Skip to main content
Version: Next

Program Inventory

Before refactoring or migrating SAS, teams need a high-level map of each program: how many DATA steps and procedures it contains, where they appear in the source, and what kinds of constructs dominate. The parser turns source files into a structured inventory you can print, export to CSV, or feed into a dashboard.

Add Dependencies

repositories {
mavenLocal()
mavenCentral()
flatDir {
dirs("deps")
}
}

dependencies {
implementation(files("deps/sas-parser-with-dependencies-1.6.5-all.jar"))
}

Collect top-level steps

SourceFile exposes statementsAndDeclarations — the top-level elements of the program. Classify each node with simpleNodeType (or getSimpleNodeType() in Java) and record its source position.

import com.strumenta.sas.ast.Identifier
import com.strumenta.sas.ast.SourceFile
import com.strumenta.sas.ast.VariableExpression
import com.strumenta.sas.ast.datastep.DataStep
import com.strumenta.sas.ast.macro.MacroDefinition
import com.strumenta.sas.ast.other.DatasetSpec
import com.strumenta.sas.ast.sql.SqlProcedure
import com.strumenta.kolasu.commercial.LicenseManager
import com.strumenta.sas.parser.SASLanguage
import java.io.File

data class StepEntry(val kind: String, val detail: String, val line: Int)

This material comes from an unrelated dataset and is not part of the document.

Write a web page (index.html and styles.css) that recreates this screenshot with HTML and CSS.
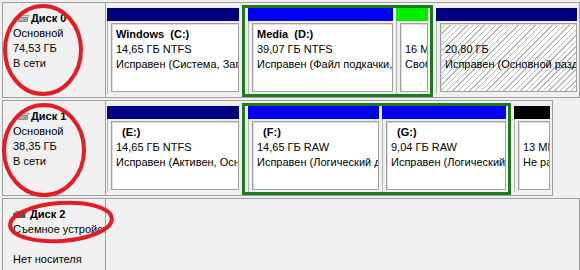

fun formatDatasetSpec(spec: DatasetSpec): String {
val name = spec.name
val textName = when (name) {
is VariableExpression -> name.variable
is Identifier -> name.name
else -> name?.toString() ?: "?"
}
return if (spec.library != null) "${spec.library}.$textName" else textName
}

fun inventory(root: SourceFile): List<StepEntry> {
return root.statementsAndDeclarations.map { node ->
val line = node.position?.start?.line ?: 0
when (node) {
is DataStep -> {
val outs = node.datasets.joinToString(", ") { formatDatasetSpec(it) }
StepEntry("DATA", outs.ifEmpty { "?" }, line)
}
is SqlProcedure -> StepEntry("PROC SQL", "${node.sqlStatements.size} statement(s)", line)
is MacroDefinition -> StepEntry("MACRO", node.name, line)
else -> StepEntry(node.simpleNodeType, "", line)
}
}
}

fun printMarkdownInventory(file: File, entries: List<StepEntry>) {
println("# Inventory: ${file.name}")
println()
println("| Kind | Detail | Line |")
println("|------|--------|------|")
entries.forEach { e ->
println("| ${e.kind} | ${e.detail} | ${e.line} |")
}
}

fun main() {
val sasFile = File("examples/SAS/all-the-code.sas")
LicenseManager.registerLicense(File("licenses/strumenta.SAS.license"))
val sas = SASLanguage()
sas.parseNativeSQL = true
val root = sas.parse(sasFile).root ?: return
printMarkdownInventory(sasFile, inventory(root))
}

Batch a directory

Wrap the same logic in a directory walk (mirroring the jsonast CLI layout) to produce one inventory per .sas file or a consolidated CSV for the whole codebase.

Combine with deeper analysis

An inventory answers what is in a file. Pair it with SQL lineage and DATA step I/O to answer how data flows through those steps.